Data section
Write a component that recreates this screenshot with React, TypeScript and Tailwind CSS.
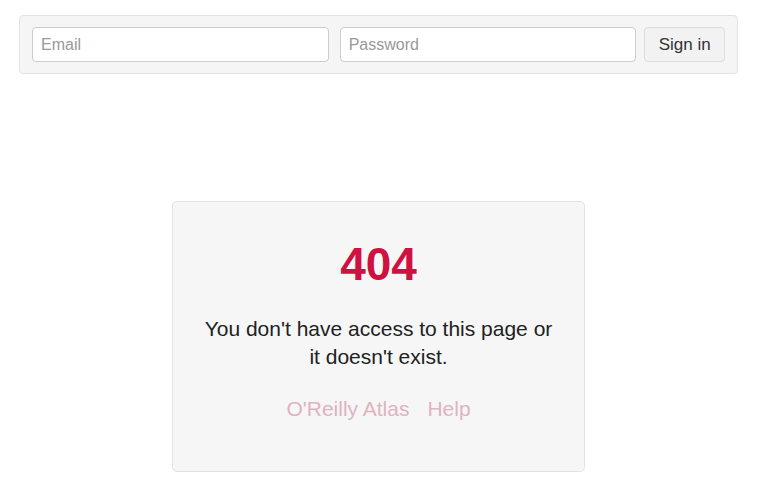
export default function App() {
	return (
		<div className="min-h-[496px] w-[760px] bg-white font-['Liberation_Sans',Arial,sans-serif] text-[#222]">
			<div className="pt-[15px] px-[19px]">
				<form className="flex items-center gap-[8px] rounded-[4px] border border-[#e3e3e3] bg-[#f5f5f5] px-[12px] py-[11px] w-[719px]">
					<input
						type="email"
						placeholder="Email"
						className="h-[35px] w-[298px] rounded-[4px] border border-[#ccc] bg-white px-[8px] text-[16px] placeholder:text-[#999] outline-none"
					/>
					<input
						type="password"
						placeholder="Password"
						className="ml-[3px] h-[35px] w-[298px] rounded-[4px] border border-[#ccc] bg-white px-[8px] text-[16px] placeholder:text-[#999] outline-none"
					/>
					<button
						type="button"
						className="h-[35px] w-[81px] rounded-[4px] border border-[#ddd] bg-[#f2f2f2] text-[17px] text-[#333]"
					>
						Sign in
					</button>
				</form>
			</div>

			<div className="mt-[127px] flex justify-center">
				<div className="w-[413px] h-[271px] ml-[-3px] rounded-[5px] border border-[#e3e3e3] bg-[#f6f6f6] pt-[37px] text-center">
					<h1 className="text-[46px] leading-[50px] font-bold text-[#cf1141]">404</h1>
					<p className="mt-[26px] px-[28px] text-[21px] leading-[28px] text-[#222]">
						You don't have access to this page or it doesn't exist.
					</p>
					<div className="mt-[22px] flex justify-center gap-[18px] text-[21px] text-[#e0b3c1]">
						<a href="#">O'Reilly Atlas</a>
						<a href="#">Help</a>
					</div>
				</div>
			</div>
		</div>
	);
}
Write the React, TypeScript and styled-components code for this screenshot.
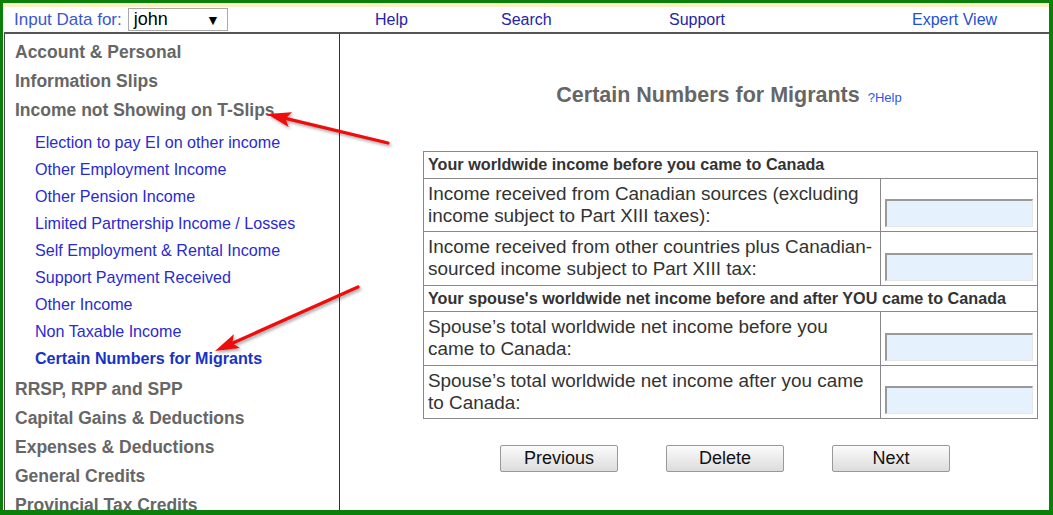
import React from "react";
import styled, { createGlobalStyle } from "styled-components";

const GlobalStyle = createGlobalStyle`
  body {
    margin: 0;
    background: white;
    font-family: "Liberation Sans", Arial, sans-serif;
  }
`;

//整体外框，绿色描边
const Frame = styled.div`
  position: relative;
  width: 1053px;
  height: 515px;
  box-sizing: border-box;
  border-style: solid;
  border-color: #0a7f0a;
  border-width: 3px 4px 5px 3px;
  overflow: hidden;
  display: flex;
  flex-direction: column;
  background: white;
`;

const Strip = styled.div`
  height: 4px;
  background: #faf0c2;
  flex: none;
`;

const TopBar = styled.div`
  height: 25px;
  flex: none;
  display: grid;
  grid-template-columns: 361px 126px 168px 243px auto;
  align-items: center;
  padding-left: 11px;
  font-size: 16px;
`;

const InputFor = styled.div`
  display: flex;
  align-items: center;
  gap: 6px;
  > .label {
    color: #3857d6;
    font-size: 17px;
  }
`;

const Select = styled.div`
  width: 100px;
  height: 23px;
  box-sizing: border-box;
  border: 1px solid #a9a9a9;
  display: flex;
  align-items: center;
  justify-content: space-between;
  padding: 0 7px 0 5px;
  font-size: 18px;
  color: #000;
  > .caret {
    font-size: 14px;
  }
`;

const NavLink = styled.a<{ $bright?: boolean }>`
  color: ${(p) => (p.$bright ? "#2150d6" : "#2424a8")};
  text-decoration: none;
  font-size: 16px;
`;

const Body = styled.div`
  flex: 1;
  display: flex;
  margin-left: 1px;
  border-top: 2px solid #555;
  min-height: 0;
`;

const Sidebar = styled.div`
  width: 336px;
  flex: none;
  box-sizing: border-box;
  border-left: 1px solid #444;
  border-right: 1px solid #333;
  padding: 4px 0 0 10px;
`;

const Section = styled.div`
  height: 29px;
  line-height: 29px;
  font-size: 17.5px;
  font-weight: bold;
  color: #666;
  white-space: nowrap;
`;

const SubList = styled.div`
  padding: 4px 0 3px 20px;
`;

const SubItem = styled.div<{ $active?: boolean }>`
  height: 27px;
  line-height: 27px;
  font-size: 16.1px;
  color: ${(p) => (p.$active ? "#1733c5" : "#2a2ad0")};
  font-weight: ${(p) => (p.$active ? "bold" : "normal")};
  white-space: nowrap;
`;

const Main = styled.div`
  flex: 1;
  padding: 48px 0 0 83px;
`;

const Content = styled.div`
  width: 615px;
`;

const Title = styled.h2`
  margin: 0;
  display: flex;
  justify-content: center;
  align-items: baseline;
  gap: 8px;
  padding-right: 3px;
  font-size: 21.5px;
  line-height: 26px;
  color: #666;
  > .help {
    font-size: 13px;
    font-weight: normal;
    color: #3355f0;
  }
`;

const Table = styled.table`
  margin-top: 40px;
  width: 615px;
  border-collapse: collapse;
  border: 1px solid #888;
  color: #333;
  td {
    border: 1px solid #888;
  }
`;

const HeadCell = styled.td`
  height: 25.5px;
  padding: 0 4px;
  font-size: 16.2px;
  font-weight: bold;
  white-space: nowrap;
`;

const LabelCell = styled.td`
  height: 52.5px;
  padding: 0 4px;
  font-size: 18.9px;
  line-height: 22px;
`;

const FieldCell = styled.td`
  vertical-align: bottom;
  padding: 0 4px 4px 4px;
`;

const Field = styled.div`
  width: 148px;
  height: 28px;
  box-sizing: border-box;
  background: #e5f2fd;
  border-style: solid;
  border-width: 2px 1px 1px 2px;
  border-color: #999 #e6e6e6 #e6e6e6 #999;
`;

const Buttons = styled.div`
  margin-top: 26px;
  padding-left: 77px;
  display: flex;
  gap: 48px;
`;

const Button = styled.button`
  width: 118px;
  height: 27px;
  border: 1px solid #999;
  border-radius: 2px;
  background: linear-gradient(#fbfbfb, #dcdcdc);
  font-family: "Liberation Sans", Arial, sans-serif;
  font-size: 18px;
  color: #111;
  padding: 0;
`;

const Overlay = styled.svg`
  position: absolute;
  left: -3px;
  top: -3px;
  width: 1053px;
  height: 515px;
  pointer-events: none;
`;

function Arrow(props: { x1: number; y1: number; x2: number; y2: number }) {
  const { x1, y1, x2, y2 } = props;
  const len = Math.hypot(x2 - x1, y2 - y1);
  const ux = (x2 - x1) / len;
  const uy = (y2 - y1) / len;
  const px = -uy;
  const py = ux;
  const head = 24;
  const half = 7.5;
  const bx = x2 - ux * head;
  const by = y2 - uy * head;
  const nx = x2 - ux * (head - 5);
  const ny = y2 - uy * (head - 5);
  const pts = [
    [x2, y2],
    [bx + px * half, by + py * half],
    [nx, ny],
    [bx - px * half, by - py * half],
  ]
    .map((p) => p.join(","))
    .join(" ");
  return (
    <g filter="url(#shadow)">
      <line x1={x1} y1={y1} x2={nx} y2={ny} stroke="#ee0a0a" strokeWidth={3.2} strokeLinecap="round" />
      <polygon points={pts} fill="#ee0a0a" />
    </g>
  );
}

const sections1 = ["Account & Personal", "Information Slips", "Income not Showing on T-Slips"];
const subItems = [
  "Election to pay EI on other income",
  "Other Employment Income",
  "Other Pension Income",
  "Limited Partnership Income / Losses",
  "Self Employment & Rental Income",
  "Support Payment Received",
  "Other Income",
  "Non Taxable Income",
  "Certain Numbers for Migrants",
];
const sections2 = [
  "RRSP, RPP and SPP",
  "Capital Gains & Deductions",
  "Expenses & Deductions",
  "General Credits",
  "Provincial Tax Credits",
];

function App() {
  return (
    <>
      <GlobalStyle />
      <Frame>
        <Strip />
        <TopBar>
          <InputFor>
            <span className="label">Input Data for:</span>
            <Select>
              <span>john</span>
              <span className="caret">▼</span>
            </Select>
          </InputFor>
          <NavLink>Help</NavLink>
          <NavLink>Search</NavLink>
          <NavLink>Support</NavLink>
          <NavLink $bright>Expert View</NavLink>
        </TopBar>
        <Body>
          <Sidebar>
            {sections1.map((s) => (
              <Section key={s}>{s}</Section>
            ))}
            <SubList>
              {subItems.map((s, i) => (
                <SubItem key={s} $active={i === subItems.length - 1}>
                  {s}
                </SubItem>
              ))}
            </SubList>
            {sections2.map((s) => (
              <Section key={s}>{s}</Section>
            ))}
          </Sidebar>
          <Main>
            <Content>
              <Title>
                Certain Numbers for Migrants <span className="help">?Help</span>
              </Title>
              <Table>
                <colgroup>
                  <col style={{ width: 458 }} />
                  <col style={{ width: 157 }} />
                </colgroup>
                <tbody>
                  <tr>
                    <HeadCell colSpan={2}>Your worldwide income before you came to Canada</HeadCell>
                  </tr>
                  <tr>
                    <LabelCell>
                      Income received from Canadian sources (excluding income subject to Part XIII taxes):
                    </LabelCell>
                    <FieldCell>
                      <Field />
                    </FieldCell>
                  </tr>
                  <tr>
                    <LabelCell>
                      Income received from other countries plus Canadian-sourced income subject to Part XIII tax:
                    </LabelCell>
                    <FieldCell>
                      <Field />
                    </FieldCell>
                  </tr>
                  <tr>
                    <HeadCell colSpan={2}>
                      Your spouse's worldwide net income before and after YOU came to Canada
                    </HeadCell>
                  </tr>
                  <tr>
                    <LabelCell>Spouse’s total worldwide net income before you came to Canada:</LabelCell>
                    <FieldCell>
                      <Field />
                    </FieldCell>
                  </tr>
                  <tr>
                    <LabelCell>Spouse’s total worldwide net income after you came to Canada:</LabelCell>
                    <FieldCell>
                      <Field />
                    </FieldCell>
                  </tr>
                </tbody>
              </Table>
              <Buttons>
                <Button>Previous</Button>
                <Button>Delete</Button>
                <Button>Next</Button>
              </Buttons>
            </Content>
          </Main>
        </Body>
        <Overlay viewBox="0 0 1053 515">
          <defs>
            <filter id="shadow" x="-20%" y="-20%" width="140%" height="140%">
              <feDropShadow dx="1.5" dy="2" stdDeviation="1.5" floodColor="#000" floodOpacity="0.35" />
            </filter>
          </defs>
          <Arrow x1={388} y1={143} x2={267} y2={114} />
          <Arrow x1={358} y1={287} x2={215} y2={351} />
        </Overlay>
      </Frame>
    </>
  );
}

export default App;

Problem
Copy each line from the data above that includes "React".

Reply
Write a component that recreates this screenshot with React, TypeScript and Tailwind CSS.
Write the React, TypeScript and styled-components code for this screenshot.
import React from "react";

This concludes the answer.